The cryptocurrency sector continues to show positive momentum this week, with Bitcoin up 2% around $116,500 and Ether soaring 12% to nearly $4,000 — a level not seen since late 2024. This performance comes amid a major announcement in the United States: President Trump signed an executive order allowing alternative assets, including cryptocurrencies, to be included in 401(k) retirement plans. This reform aims to diversify investments for approximately 90 million Americans holding a 401(k), while also boosting adoption of digital assets and private equity.

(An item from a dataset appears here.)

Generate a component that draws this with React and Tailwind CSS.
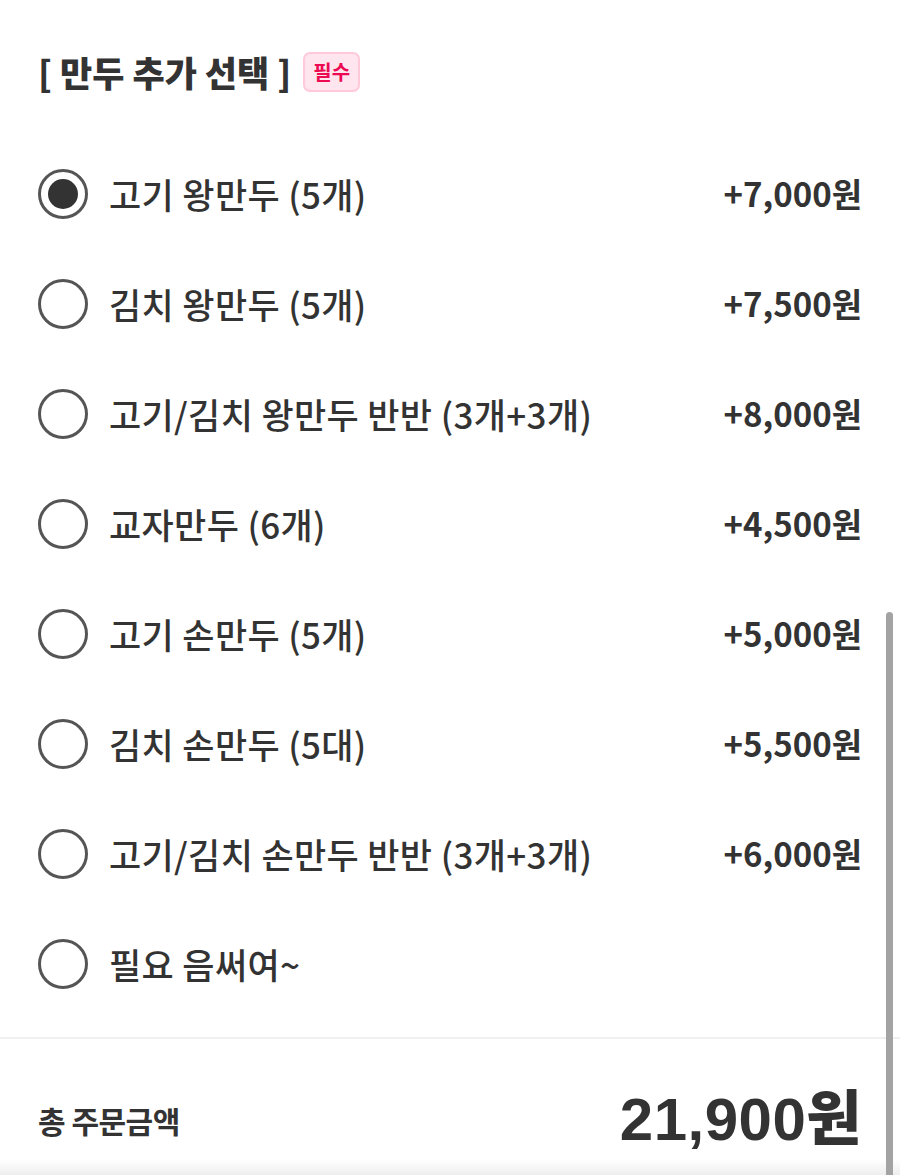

However, this progress carries its share of risks: cryptocurrency volatility, often high fees, relatively low liquidity, and legal complexities remain obstacles to broad and smooth adoption. The support of major financial institutions and key crypto players is a positive factor, but the success of this measure will largely depend on fund managers’ willingness to embrace it and their ability to manage these risks.

Analyst Recommendation:

Experts recommend a cautious and selective approach. Over the medium and long term, opening retirement plans to cryptocurrencies could offer significant growth potential—especially if regulations evolve favorably and infrastructure improves. However, in the short term, volatility remains high, and investors should prioritize diversified allocations and limit exposure to the riskiest assets. Fund managers who provide innovative, transparent, and well-regulated solutions will be key players to watch.